One-tenth of the nation's cattle herd is in this area. It's the fourth-biggest export earner the country has. In Cyclone Ted we lost 127,000 head, and they're telling us that the number will be four or five times those losses. And if we lose 300,000 calf factories, 300,000 cows, once you process them out you're looking at $600 million a year. If you say, 'Well, I'll capitalise that,' then you're looking at $6,000 million worth of losses. In passing, I must mention, Mr Prime Minister and Mr Leader of the Opposition, we need a centralised control. Peter Beattie was passionate and very good. He brought in General Cosgrove for Cyclone Larry. Finally, I can't help but say: 'Why are you stupid? Why do you keep going up there?' They say: 'Yeah, well, we're giving our country one-tenth of its entire cattle industry. Please, get behind us—for us to keep going.'

I praise the Prime Minister very greatly here. If we can hold a little bit of that water back it's not going to solve our problems, but one-tenth of that floodwater—where it's 30 or 40 feet over the bridge at Normanton, it will only be one-tenth less than that height. That's a big thing. If we do those water schemes that we're doing now—thank you, Prime Minister, and thank you, Mr Leader of the Opposition, because you people have been very positive towards it—in those three towns, the water is stored and we can grow fodder so that when we get in these situations we have an answer. The fodder is there. With each of these cattle stations—all of them—their creeks and rivers run every year. We're not like the rest of Australia. Our creeks and rivers run every year. Our wet season is compressed into a tiny month or two-month period. So if you give them that, on their stations and in their towns, we can solve these problems.
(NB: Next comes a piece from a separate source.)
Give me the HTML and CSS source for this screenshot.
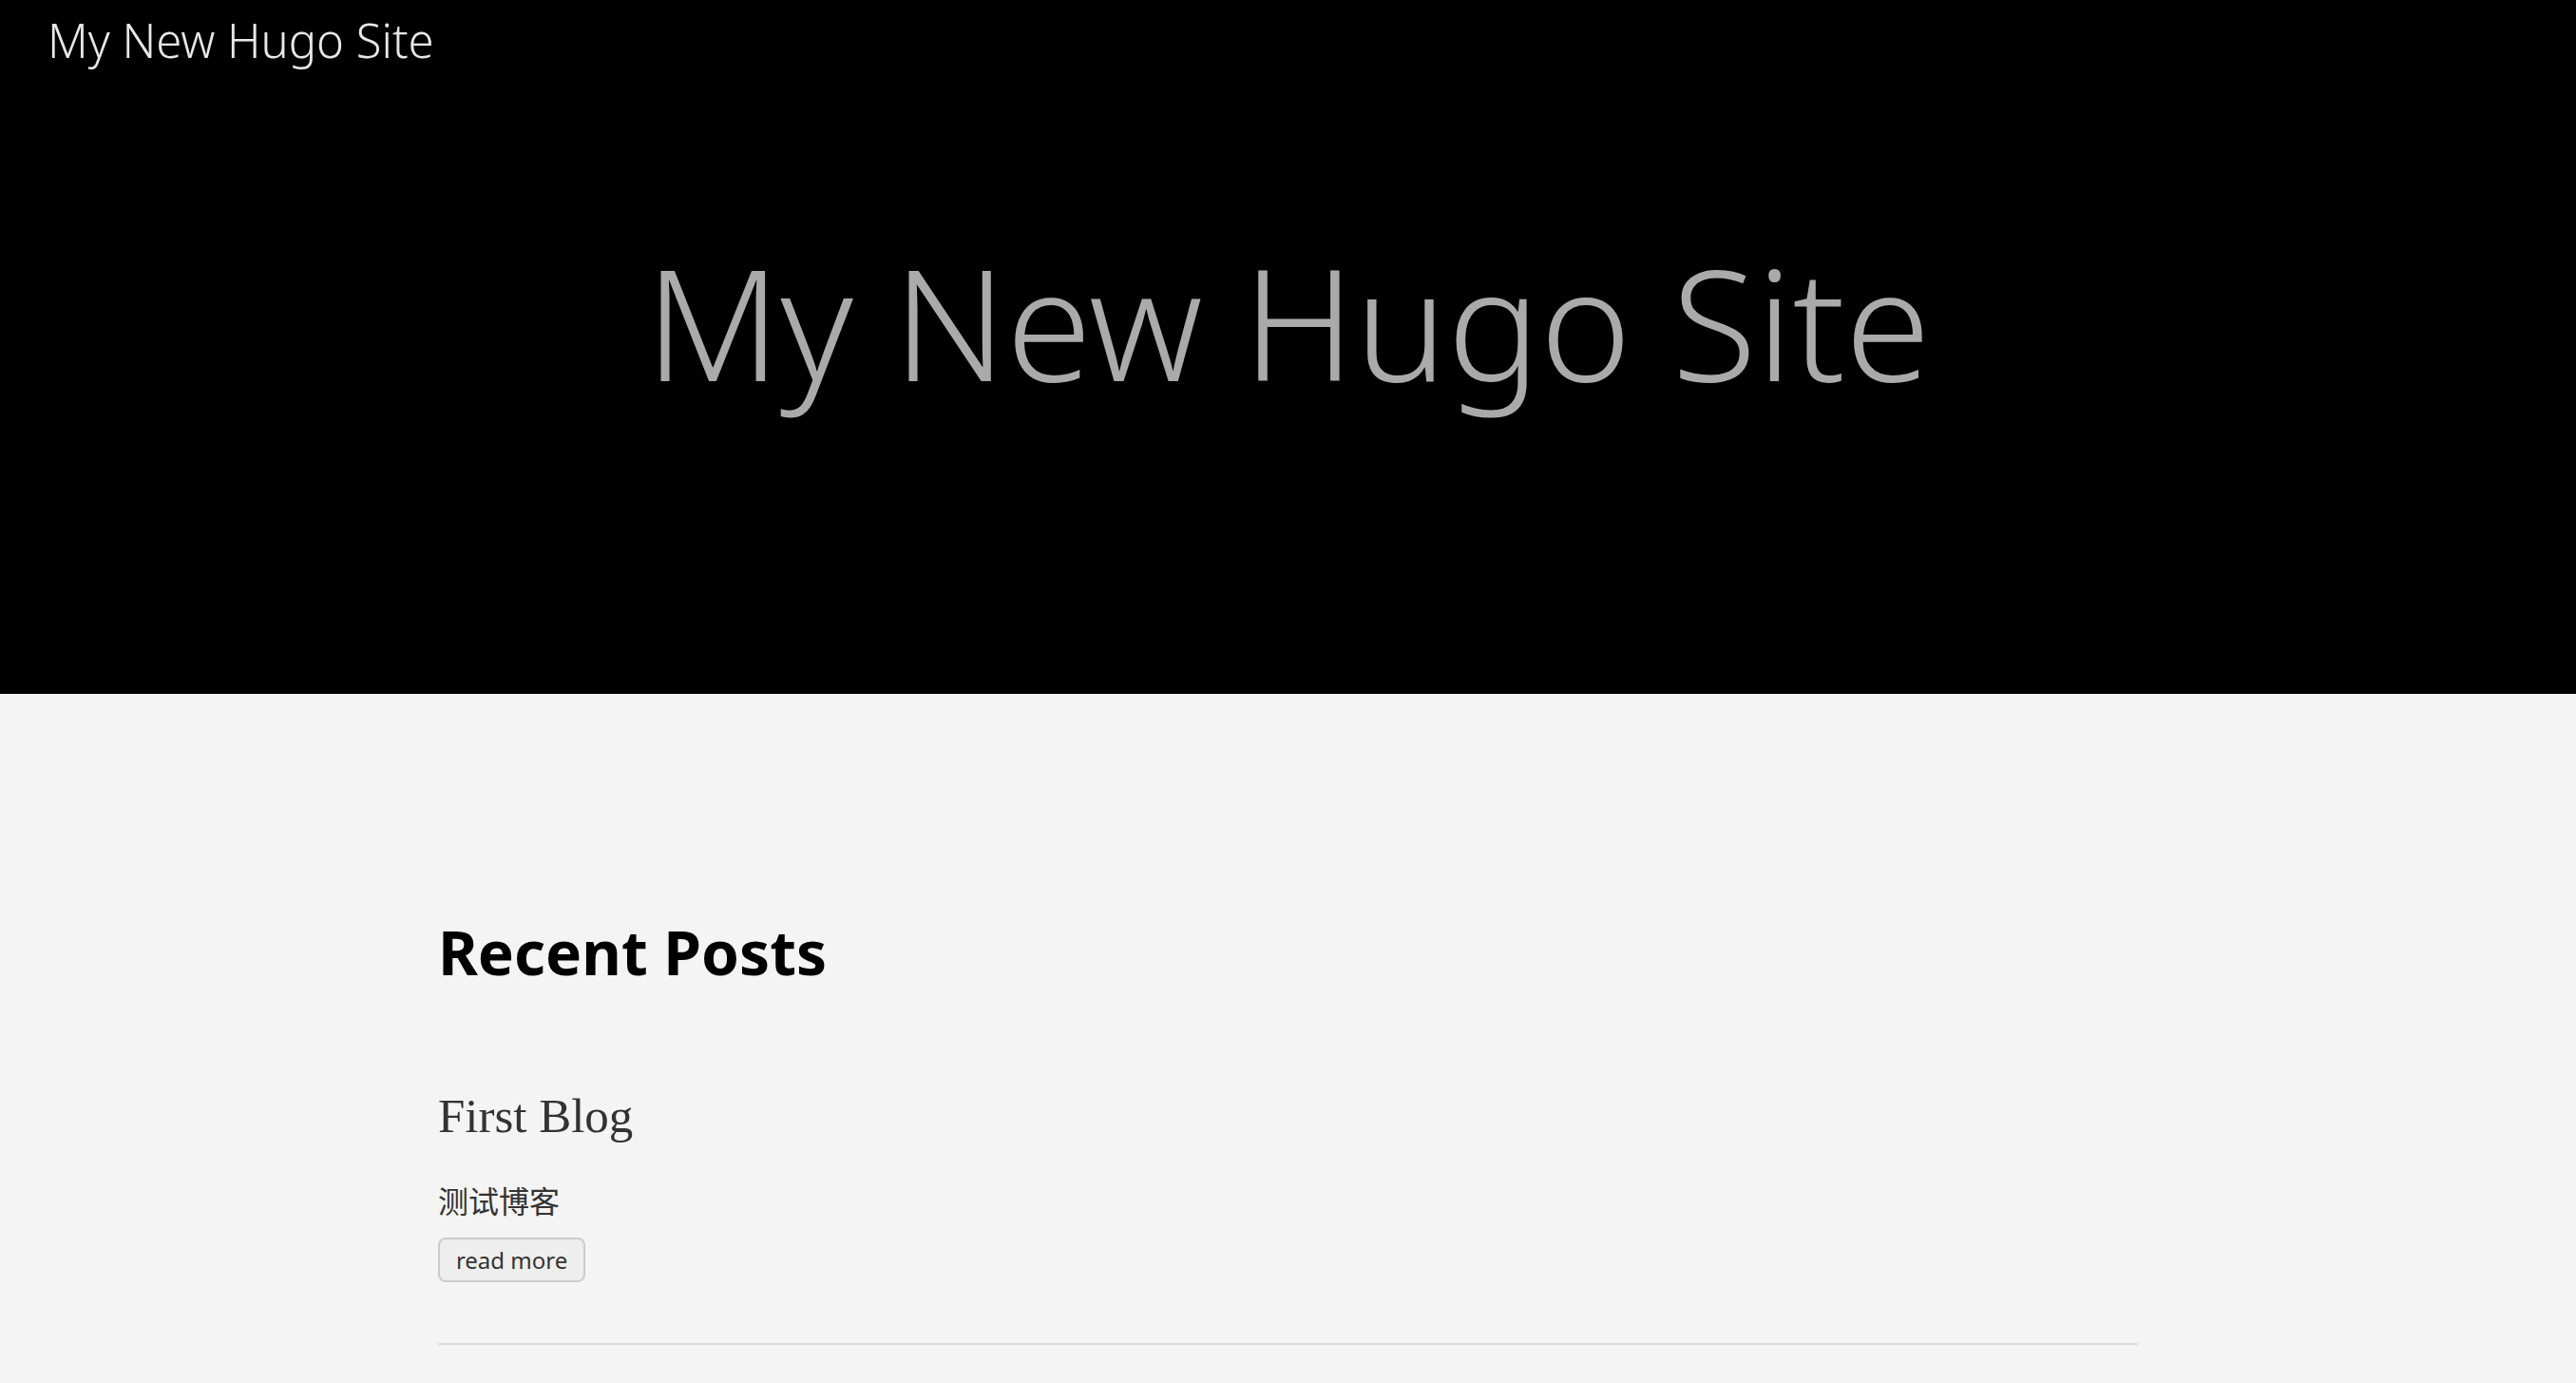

I can't speak today without mentioning the reconstruction authority. In every disaster in Australian history, up to 20 years ago, the government went in. They bought the debt off the banks. The banks wanted to offload it, so the banks would give you a 70 per cent cut. Your debt was immediately cut by 30 per cent. Then you'd have government interest rates. I don't know what they are now. They were a bit under three per cent last time I looked. And that's all you'd pay. These blokes are now paying, maybe, $100,000 a year. The banks are suddenly paying about $30,000 or $25,000 a year. That's how we brought all of our industries through. I speak with great confidence because that's exactly what we did in the sugar industry when I had responsibility for the same thing.

Finally, I hope, Mr Prime Minister and Mr Leader of the Opposition, that our country has not lost its vision. Surely we can see that we can hold back a little bit of those massive floodwaters drowning Townsville, regularly drowning Ingham, and send it out onto those barren western plains, which have the best soil in the world—that's the research station talking, not me—flat, rolling, treeless black soil. I'll finish on that note. There is a vision for the future. Out of all of this hardness and trauma and heartbreak, please let us be able to see a vision for our country.